**STATED EXERCISE**
What do the lines from the top of the data through the line with "import React from" say? Quote them exactly and include both ends.

**SUPPLIED MATERIAL**
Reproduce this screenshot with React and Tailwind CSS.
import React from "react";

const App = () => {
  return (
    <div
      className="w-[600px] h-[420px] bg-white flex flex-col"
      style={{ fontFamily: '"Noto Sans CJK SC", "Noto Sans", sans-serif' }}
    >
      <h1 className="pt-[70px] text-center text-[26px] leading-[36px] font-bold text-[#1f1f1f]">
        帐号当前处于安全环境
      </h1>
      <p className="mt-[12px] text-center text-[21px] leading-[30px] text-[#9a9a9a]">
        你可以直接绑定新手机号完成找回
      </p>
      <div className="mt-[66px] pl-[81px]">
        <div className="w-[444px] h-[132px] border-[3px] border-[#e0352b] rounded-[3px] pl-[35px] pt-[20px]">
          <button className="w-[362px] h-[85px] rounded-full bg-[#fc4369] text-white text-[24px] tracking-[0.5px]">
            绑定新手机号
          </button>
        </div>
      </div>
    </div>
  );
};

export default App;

**SOLUTION FOR THIS PROBLEM**
Reproduce this screenshot with React and Tailwind CSS.
import React from "react";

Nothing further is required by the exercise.